I still don’t believe that it was necessary to go to war with Iraq in 2003. Sanctions were plainly affecting the regime, with credible armed backing UN weapons inspectors were doing the job which we now know would have ended with the conclusion that there were no weapons of mass destruction left and some protection was being afforded to oppressed minorities. Of course the end of Saddam Hussein and his family would have taken a long, bloody time but it was possible to forsee that the Iraqi people may have been able to free themselves, particularly with international forces ‘holding the ring.’
Ten years on the invasion of Iraq has undermined respect for the office of Prime Minister, the devastating impact of death and appalling injury from Iraq and also the wholly justified action in Afghanistan has removed any appetite for engaging troops in further middle east wars and massive cuts to defence expenditure have in any case reduced our capacity to intervene.
However doing nothing cannot be a proper option for countries which have a moral duty to uphold and enforce the Universal Declaration of Human Rights – established in 1948 as a result of ‘barbarous acts which have outraged the conscience of mankind.’ The gassing of children is just one vile manifestation of a regime which has slaughtered thousands of its people and made millions homeless and destitute refugees.

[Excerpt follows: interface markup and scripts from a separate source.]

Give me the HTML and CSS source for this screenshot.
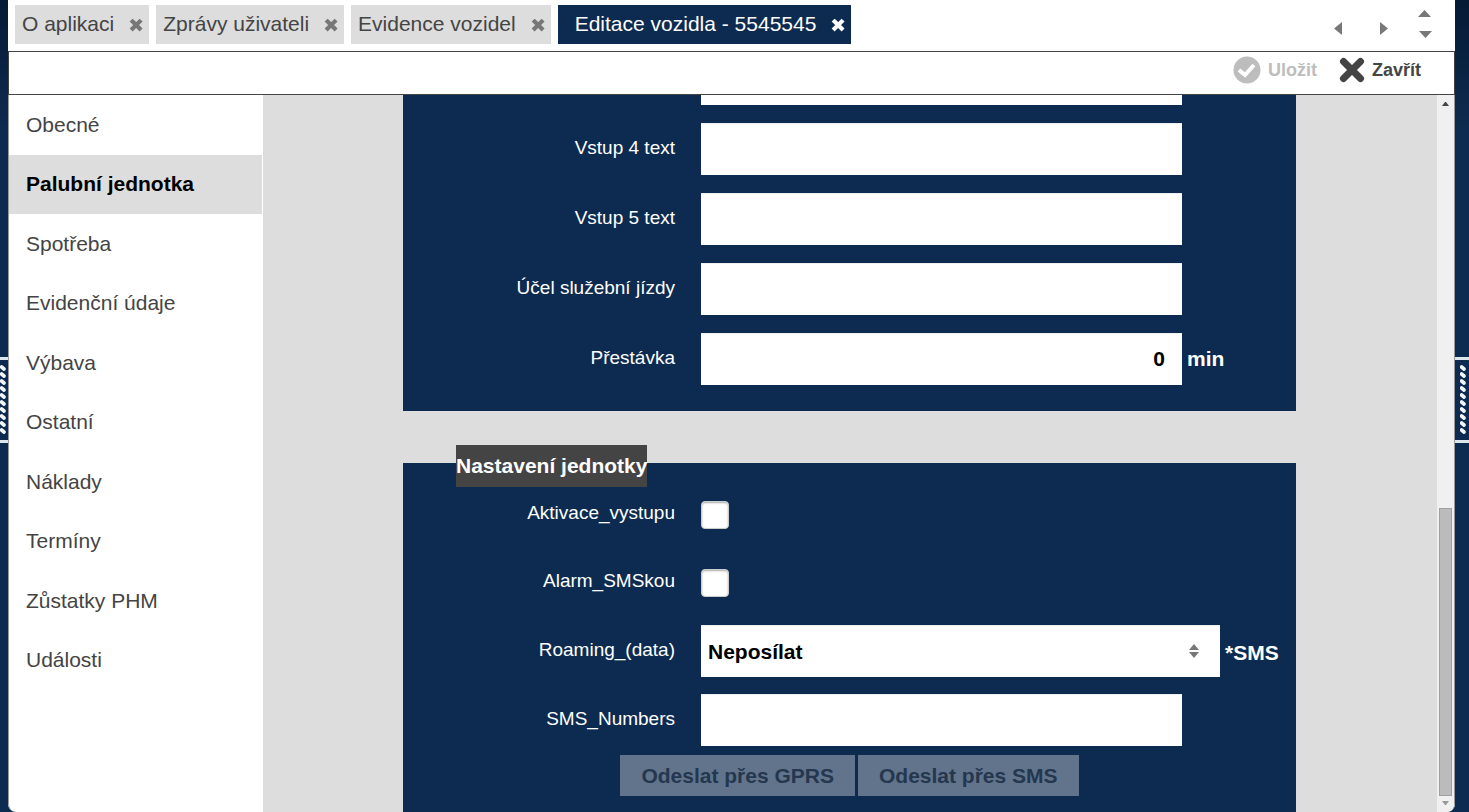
FILE: index.html
```html
<!DOCTYPE html>
<html lang="cs">
<head>
  <meta charset="UTF-8" />
  <meta name="viewport" content="width=device-width, initial-scale=1.0" />
  <title>Editace vozidla - 5545545</title>
  <link rel="stylesheet" href="styles.css">
</head>

<body>
  <!-- shared symbols -->
  <svg class="defs" aria-hidden="true">
    <symbol id="cross" viewBox="0 0 14 14">
      <path d="M3.6 3.6L10.6 10.6M10.6 3.6L3.6 10.6" fill="none" stroke="currentColor" stroke-width="4.2" stroke-linecap="square"/>
    </symbol>
    <symbol id="grip" viewBox="0 0 6 70">
      <g fill="none" stroke="#f2f5f8" stroke-width="3.6" stroke-linecap="round">
        <path d="M1.6 2L4 4M1.6 9L4 11M1.6 16L4 18M1.6 23L4 25M1.6 30L4 32M1.6 37L4 39M1.6 44L4 46M1.6 51L4 53M1.6 58L4 60M1.6 65L4 67"/>
      </g>
    </symbol>
  </svg>

  <div class="gutter gutter-left">
    <button class="grip" type="button" aria-label="Levý panel"><svg width="6" height="70"><use href="#grip"/></svg></button>
  </div>

  <div class="window">
    <!-- tabs -->
    <header class="tabbar">
      <nav class="tabs">
        <div class="tab"><a href="#">O aplikaci</a><button type="button" aria-label="Zavřít záložku"><svg width="14" height="14"><use href="#cross"/></svg></button></div>
        <div class="tab"><a href="#">Zprávy uživateli</a><button type="button" aria-label="Zavřít záložku"><svg width="14" height="14"><use href="#cross"/></svg></button></div>
        <div class="tab"><a href="#">Evidence vozidel</a><button type="button" aria-label="Zavřít záložku"><svg width="14" height="14"><use href="#cross"/></svg></button></div>
        <div class="tab active"><a href="#">Editace vozidla - 5545545</a><button type="button" aria-label="Zavřít záložku"><svg width="14" height="14"><use href="#cross"/></svg></button></div>
      </nav>
      <div class="tab-arrows">
        <button type="button" aria-label="Předchozí"><svg width="8" height="14" viewBox="0 0 8 14"><path d="M8 1V14L0 7.5Z"/></svg></button>
        <button type="button" aria-label="Další"><svg width="8" height="14" viewBox="0 0 8 14"><path d="M0 1V14L8 7.5Z"/></svg></button>
        <button type="button" aria-label="Seznam záložek"><svg width="16" height="28" viewBox="0 0 16 28"><path d="M0 7H13L6.500 0ZM1 21H14L7.500 28Z"/></svg></button>
      </div>
    </header>

    <!-- actions -->
    <div class="toolbar">
      <button class="action" type="button" disabled>
        <svg width="28" height="28" viewBox="0 0 28 28"><circle cx="14" cy="14" r="13.5" fill="#bdbdbd"/><path d="M6 14L12 19L21 9" fill="none" stroke="#fff" stroke-width="4"/></svg>
        Uložit
      </button>
      <button class="action" type="button">
        <svg width="26" height="26" viewBox="0 0 26 26"><path d="M4.500 4.500L21.500 21.500M21.500 4.500L4.500 21.500" fill="none" stroke="#444" stroke-width="7" stroke-linecap="round"/></svg>
        Zavřít
      </button>
    </div>

    <div class="workspace">
      <nav class="sidebar">
        <a href="#">Obecné</a>
        <a class="active" href="#">Palubní jednotka</a>
        <a href="#">Spotřeba</a>
        <a href="#">Evidenční údaje</a>
        <a href="#">Výbava</a>
        <a href="#">Ostatní</a>
        <a href="#">Náklady</a>
        <a href="#">Termíny</a>
        <a href="#">Zůstatky PHM</a>
        <a href="#">Události</a>
      </nav>

      <main class="content">
        <section class="panel panel-inputs">
          <div class="field"><span></span><input type="text" aria-label="Vstup 3 text"></div>
          <div class="field"><label for="in4">Vstup 4 text</label><input id="in4" type="text"></div>
          <div class="field"><label for="in5">Vstup 5 text</label><input id="in5" type="text"></div>
          <div class="field"><label for="purpose">Účel služební jízdy</label><input id="purpose" type="text"></div>
          <div class="field"><label for="pause">Přestávka</label><input id="pause" class="number" type="text" value="0"><span class="unit">min</span></div>
        </section>

        <section class="panel panel-unit">
          <h2>Nastavení jednotky</h2>
          <div class="field"><label for="output">Aktivace_vystupu</label><input id="output" type="checkbox"></div>
          <div class="field"><label for="alarm">Alarm_SMSkou</label><input id="alarm" type="checkbox"></div>
          <div class="field field-select">
            <label for="roaming">Roaming_(data)</label>
            <div class="select">
              <select id="roaming"><option>Neposílat</option></select>
              <svg width="10" height="14" viewBox="0 0 10 14"><path d="M0 6H10L5 0ZM0 8H10L5 14Z"/></svg>
            </div>
            <span class="unit">*SMS</span>
          </div>
          <div class="field"><label for="numbers">SMS_Numbers</label><input id="numbers" type="text"></div>
          <div class="send">
            <button type="button" disabled>Odeslat přes GPRS</button>
            <button type="button" disabled>Odeslat přes SMS</button>
          </div>
        </section>
      </main>

      <div class="scrollbar" aria-hidden="true">
        <svg width="7" height="4" viewBox="0 0 7 4"><path d="M0 4H7L4 0H3Z" fill="#444"/></svg>
        <div class="track"><div class="thumb"></div></div>
        <svg width="7" height="4" viewBox="0 0 7 4"><path d="M0 0H7L4 4H3Z" fill="#999"/></svg>
      </div>
    </div>
  </div>

  <div class="gutter gutter-right">
    <button class="grip" type="button" aria-label="Pravý panel"><svg width="6" height="70"><use href="#grip"/></svg></button>
  </div>
</body>
</html>
```
FILE: styles.css
```css
:root {
  --navy: #0d2b50;
  --grey: #ddd;
  --dark: #444;
}

*, *::before, *::after { box-sizing: border-box; margin: 0; padding: 0; }

body {
  display: grid;
  grid-template-columns: 8px minmax(0, 1fr) 14px;
  height: 100vh;
  overflow: hidden;
  background: linear-gradient(#041a35, var(--navy) 130px);
  font-family: "Liberation Sans", Arial, sans-serif;
  font-size: 21px;
  line-height: 24px;
  color: var(--dark);
}

a { color: inherit; text-decoration: none; }
button { border: 0; background: none; font: inherit; color: inherit; }
svg { display: block; flex: none; fill: currentColor; }
.defs { position: absolute; width: 0; height: 0; }

/* side gutters */
.gutter { padding-top: 357px; overflow: hidden; }
.grip {
  display: flex;
  align-items: center;
  width: 100%;
  height: 86px;
  border-top: 3px solid #dfe7ee;
  border-bottom: 3px solid #dfe7ee;
  background: var(--navy);
}
.gutter-right .grip { padding-left: 5px; }

/* window */
.window {
  display: flex;
  flex-direction: column;
  min-height: 0;
  overflow: hidden;
  background: #fff;
  border-radius: 0 0 8px 8px;
}

.tabbar {
  display: flex;
  justify-content: space-between;
  height: 52px;
  padding: 5px 21px 7px 7px;
  border-bottom: 1px solid var(--dark);
}
.tabs { display: flex; gap: 7px; }
.tab {
  display: flex;
  align-items: center;
  gap: 15px;
  height: 39px;
  padding: 0 6px 0 7px;
  background: var(--grey);
  white-space: nowrap;
}
.tab a { padding-bottom: 1px; }
.tab button { color: #777; }
.tab.active { padding-left: 17px; background: var(--navy); color: #fff; }
.tab.active button { color: #fff; }

.tab-arrows { display: flex; align-items: center; gap: 38px; padding-top: 6px; color: #777; }
.tab-arrows button:last-child { margin-left: -8px; padding-bottom: 8px; }

.toolbar {
  display: flex;
  justify-content: flex-end;
  align-items: center;
  gap: 22px;
  height: 43px;
  padding: 0 33px 6px 0;
  border: solid var(--dark);
  border-width: 0 1px 1px;
}
.action {
  display: flex;
  align-items: center;
  gap: 7px;
  font-size: 18px;
  font-weight: bold;
}
.action:disabled { color: #bdbdbd; }

.workspace {
  display: flex;
  flex: 1;
  min-height: 0;
  border: solid #999;
  border-width: 0 1px;
  border-radius: 0 0 8px 8px;
}

/* sidebar */
.sidebar {
  display: grid;
  grid-auto-rows: 1fr;
  flex: 0 0 254px;
  height: 595px;
  padding-right: 1px;
}
.sidebar a { display: flex; align-items: center; padding-left: 17px; }
.sidebar .active { background: var(--grey); color: #000; font-weight: bold; }

/* form */
.content {
  flex: 1;
  min-width: 0;
  padding: 0 141px 0 140px;
  overflow: hidden;
  background: var(--grey);
}
.panel {
  display: flex;
  flex-direction: column;
  background: var(--navy);
  color: #fff;
}
.panel-inputs { gap: 18px; margin-top: -42px; padding-bottom: 26px; }
.panel-unit { gap: 17px; min-height: 400px; margin-top: 52px; }
.panel h2 {
  align-self: flex-start;
  margin: -18px 0 -15px 53px;
  background: var(--dark);
  font-size: 21px;
  line-height: 42px;
}

.field {
  display: grid;
  grid-template-columns: 272px minmax(0, 481px) auto;
  justify-content: start;
  align-items: center;
  min-height: 51px;
}
.field-select { grid-template-columns: 272px minmax(0, 519px) auto; }
.field > :nth-child(2) { margin-left: 26px; margin-right: -26px; }
.field label { padding-bottom: 3px; font-size: 19px; text-align: right; }
.field .unit { margin-left: 31px; font-weight: bold; }
.field-select .unit { padding-top: 4px; }

input[type="text"], select {
  width: 100%;
  height: 52px;
  padding: 0 17px 0 7px;
  border: 0;
  border-radius: 0;
  background: #fff;
  box-shadow: inset 0 1px 1px #eee;
  color: #000;
  font: bold 21px "Liberation Sans", Arial, sans-serif;
}
.number { text-align: right; }

input[type="checkbox"] {
  appearance: none;
  width: 28px;
  height: 28px;
  border: 1px solid #ccc;
  border-radius: 4px;
  background: #fff;
  box-shadow: inset 0 1px 2px #aaa;
}

.select { display: grid; align-items: center; }
.select > * { grid-area: 1 / 1; }
.select select { appearance: none; }
.select svg { justify-self: end; margin-right: 21px; color: #777; pointer-events: none; }

.send { display: flex; justify-content: center; gap: 3px; margin-top: -8px; }
.send button {
  height: 41px;
  padding: 0 21px;
  background: #62748c;
  color: #24374f;
  font-weight: bold;
}

/* scrollbar */
.scrollbar {
  display: flex;
  flex-direction: column;
  align-items: center;
  width: 17px;
  padding: 7px 0;
  background: #f0f0f0;
  border-radius: 0 0 8px 0;
}
.track {
  display: flex;
  flex-direction: column;
  justify-content: flex-end;
  flex: 1;
  width: 13px;
  padding: 5px 0;
}
.thumb { height: 42%; border: 1px solid #a0a0a0; background: #bbb; }
```
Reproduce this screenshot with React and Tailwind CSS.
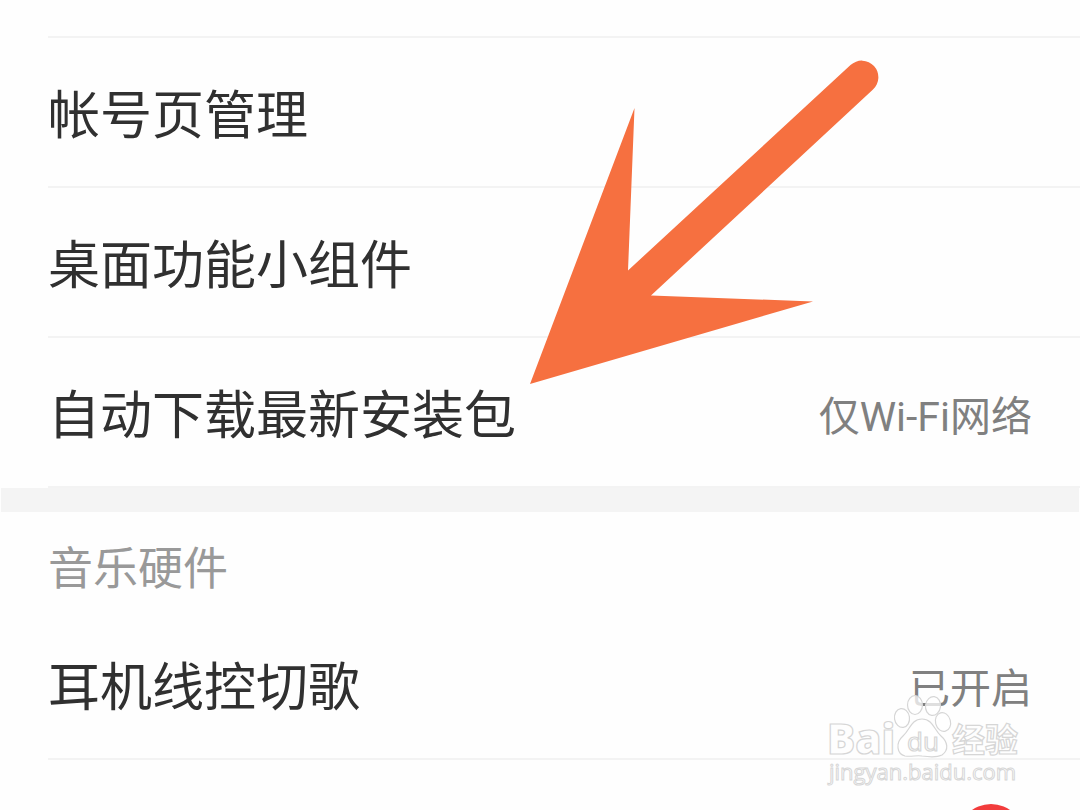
import { useState } from 'react';

const accountRows = [
  { id: 'account', name: '帐号页管理' },
  { id: 'widget', name: '桌面功能小组件' },
  { id: 'package', name: '自动下载最新安装包', value: '仅Wi-Fi网络' },
];

const hardwareRows = [{ id: 'headset', name: '耳机线控切歌', value: '已开启' }];

function SettingRow({ name, value, className }) {
  return (
    <button
      type="button"
      className={`flex w-full items-center justify-between border-b-2 border-[#f3f3f3] pt-2.5 pr-12 text-left ${className}`}
    >
      <span className="text-[52px] leading-[60px] text-[#303030]">{name}</span>
      {value && <span className="text-[41px] leading-[60px] text-[#808080]">{value}</span>}
    </button>
  );
}

function Arrow() {
  return (
    <svg
      viewBox="0 0 350 324"
      className="pointer-events-none absolute top-[60px] left-[530px] w-[350px]"
      aria-hidden="true"
    >
      <path
        d="M0 324L104.500 48L98 210.500L320.500 5A16.500 16.500 0 0 1 343 29.500L121 235.500L283 241.500Z"
        fill="#f67040"
      />
    </svg>
  );
}

function Watermark() {
  return (
    <svg
      viewBox="0 0 200 96"
      className="pointer-events-none absolute right-[54px] bottom-[20px] w-[200px]"
      fill="#ffffff"
      fillOpacity="0.75"
      stroke="#d6d6d6"
      strokeWidth="1.2"
      aria-hidden="true"
    >
      <text x="1" y="60" fontSize="42" fontWeight="800" fontFamily="'Open Sans', sans-serif">Bai</text>
      <ellipse cx="76" cy="24" rx="7.500" ry="9.500" transform="rotate(-8 76 24)" />
      <ellipse cx="89" cy="11" rx="7.500" ry="9.500" />
      <ellipse cx="107" cy="12" rx="7.500" ry="9.500" transform="rotate(8 107 12)" />
      <ellipse cx="117" cy="28" rx="7.500" ry="9.500" transform="rotate(-15 117 28)" />
      <path d="M96 25C85 25 84 36 77 42C69 49 71 60 79 62C86 63 90 61 96 62C103 63 110 64 116 61C123 56 122 48 115 42C108 36 107 25 96 25Z" />
      <text x="81" y="57" fontSize="26" fontWeight="400" fontFamily="'Open Sans', sans-serif">du</text>
      <text x="126" y="58" fontSize="33" fontWeight="700" fontFamily="'Noto Sans CJK SC', sans-serif">经验</text>
      <text x="3" y="86" fontSize="22" strokeWidth="1" fontFamily="'Open Sans', sans-serif">jingyan.baidu.com</text>
    </svg>
  );
}

function App() {
  const [enabled, setEnabled] = useState(true);

  return (
    <main className="relative h-screen overflow-hidden bg-[#fefefe] font-['Roboto','Noto_Sans_CJK_SC',sans-serif]">
      <section className="pl-12">
        <div className="h-[38px] border-b-2 border-[#f3f3f3]" />
        {accountRows.map((row) => (
          <SettingRow key={row.id} name={row.name} value={row.value} className="h-[150px]" />
        ))}
      </section>

      <div className="mx-px h-6 bg-[#f4f4f4]" />

      <section className="pl-12">
        <h2 className="pt-7 text-[45px] leading-[60px] text-[#999999]">音乐硬件</h2>
        {hardwareRows.map((row) => (
          <SettingRow key={row.id} name={row.name} value={row.value} className="mt-2.5 h-[150px]" />
        ))}
        <div className="flex h-[154px] items-center justify-end pr-14">
          <input
            type="checkbox"
            aria-label="开关"
            checked={enabled}
            onChange={() => setEnabled(!enabled)}
            className="size-[66px] appearance-none rounded-full bg-[#cccccc] shadow-md checked:bg-[#f23c3c]"
          />
        </div>
      </section>

      <Arrow />
      <Watermark />
    </main>
  );
}

export default App;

The utter failure of the international community to pursue such measures as a ‘no fly zone’, provide effective ‘safe havens’ and support brave people fighting for their own ‘Arab Spring’ leaves the Syrians at the mercy of a wicked dictator, Russian arms suppliers, Al Quaeda, Iran’s surrogate Hezbollah and an Israel Defence Force which will always act fiercely to defend its own.
If I’d been there on Thursday night I’d have refused to play party politics, joined David Cameron in his lobby and thus supported the Prime Minister and Barack Obama in challenging the antics of President Putin in manipulating the UN Security Council.
Handwringing won’t help the people of Syria. Before Autumn turns to Winter and adds further to their refugee woes I expect my Party to recover its sense of purpose and do its duty.